I MET GARY ROSSINGTON BACK IN 1981.I LIVED DOWN THE STREET FROM HIM IN FRUIT COVE FLORIDA ABOUT 3 MILES OUTSIDE OF JACKSONVILLE.HE WAS REALLY NICE.THEN I SEEN HIM AGAIN AT AN AUTOGRAPH PARTY IN 1991 AND HE REMEMBERED ME WHEN WE TALKED,I WAS VERY OVERWEALMED HE REMEMBERED ME.THEN IN 2004,I WAS AT A SHOW AT THE JACKSONVILLE ARENAWITH MY NEXT DOOR NEIGHBOR JOE"BUTCH"HAWKINS WHO GREW UP WITH THEM.GARY SAW US COME UP AFTER WE GOT A BEER AND THREW OUT 2 PICKS. ONE FOR ME AND JOE .I WAS IMPRESSED.

about 16 years ago

I spoke to Billy Powell when he played with VISION at Beaches Chapel Atlantic Beach ,Fla about1982. I knew Bob Burns and Allan Collins at Lakeshore Jr.High about 1967 or1968 .Allan was one of the nicest people you could ever hope to meet. Id see Bily Powell around occasionaly there. I errently "remembered allen at Lee High school " the year the group went there,and Billy corrected me saying Allen went to Orange Park High.
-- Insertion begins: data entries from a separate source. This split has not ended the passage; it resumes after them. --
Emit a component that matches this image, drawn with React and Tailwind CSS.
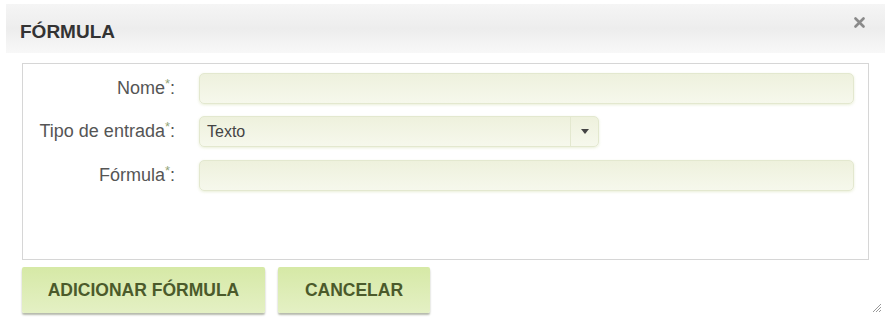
import React from "react";

const fieldCls =
  "h-[31px] rounded-[5px] border border-[#e3e8cf] bg-gradient-to-b from-[#eef1dd] to-[#f6f8ec] shadow-[0_1px_3px_rgba(220,228,190,0.6)]";

function Label({ text }) {
  return (
    <label className="w-[152px] shrink-0 text-right text-[18px] text-[#555] whitespace-nowrap">
      {text}
      <sup className="text-[#93a57a] text-[13px]">*</sup>:
    </label>
  );
}

export default function App() {
  return (
    <div
      className="relative w-[891px] h-[335px] bg-white"
      style={{ fontFamily: "'Liberation Sans', Arial, sans-serif" }}
    >
      <div className="pt-[4px] px-[6px]">
        <div className="h-[49px] flex items-center justify-between pl-[14px] pr-[20px] bg-gradient-to-b from-[#f5f5f5] via-[#ededed] to-[#f8f8f8]">
          <h2 className="mt-[7px] text-[19px] font-bold text-[#333]">FÓRMULA</h2>
          <svg className="-mt-[12px]" width="11" height="11" viewBox="0 0 11 11">
            <path d="M1.5 1.5 L9.5 9.5 M9.5 1.5 L1.5 9.5" stroke="#8a8a8a" strokeWidth="2.6" strokeLinecap="round" />
          </svg>
        </div>
      </div>

      <div className="mt-[10px] ml-[22px] w-[847px] h-[197px] border border-[#d6d6d6] bg-white pt-[9px] pr-[14px]">
        <div className="flex items-center gap-[24px]">
          <Label text="Nome" />
          <div className={`flex-1 ${fieldCls}`}></div>
        </div>
        <div className="flex items-center gap-[24px] mt-[12px]">
          <Label text="Tipo de entrada" />
          <div className={`w-[400px] flex items-center ${fieldCls}`}>
            <span className="flex-1 pl-[7px] text-[16px] text-[#444]">Texto</span>
            <span className="w-[28px] h-full flex items-center justify-center border-l border-[#e3e8cf]">
              <svg width="8" height="5" viewBox="0 0 8 5">
                <path d="M0 0 L8 0 L4 5 Z" fill="#444" />
              </svg>
            </span>
          </div>
        </div>
        <div className="flex items-center gap-[24px] mt-[13px]">
          <Label text="Fórmula" />
          <div className={`flex-1 ${fieldCls}`}></div>
        </div>
      </div>

      <div className="flex gap-[13px] ml-[22px] mt-[7px]">
        <button className="w-[243px] h-[46px] rounded-[2px] bg-gradient-to-b from-[#d6e9a6] to-[#e4f0c4] text-[17.5px] font-bold text-[#4b5a2b] shadow-[0_2px_2px_rgba(90,100,70,0.45)]">
          ADICIONAR FÓRMULA
        </button>
        <button className="w-[152px] h-[46px] rounded-[2px] bg-gradient-to-b from-[#d6e9a6] to-[#e4f0c4] text-[17.5px] font-bold text-[#4b5a2b] shadow-[0_2px_2px_rgba(90,100,70,0.45)]">
          CANCELAR
        </button>
      </div>

      <svg className="absolute left-[872px] top-[303px]" width="10" height="10" viewBox="0 0 10 10">
        <path d="M9 1 L1 9 M9 4 L4 9 M9 7 L7 9" stroke="#999" strokeWidth="1" />
      </svg>
    </div>
  );
}
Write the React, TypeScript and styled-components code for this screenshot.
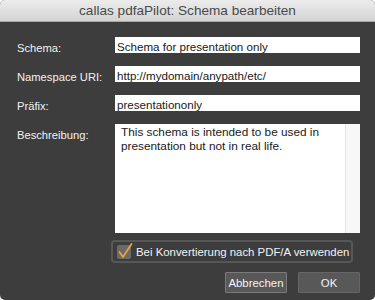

A long time ago.Allen called me Edyrd once so its in my gmail, plz dont be offended. Peace

about 16 years ago

Does anyone know what ever happened to Johnny Van Zandt's first wife Cindy? She worked as a window dresser for Stuart Stores a teen fashion department store.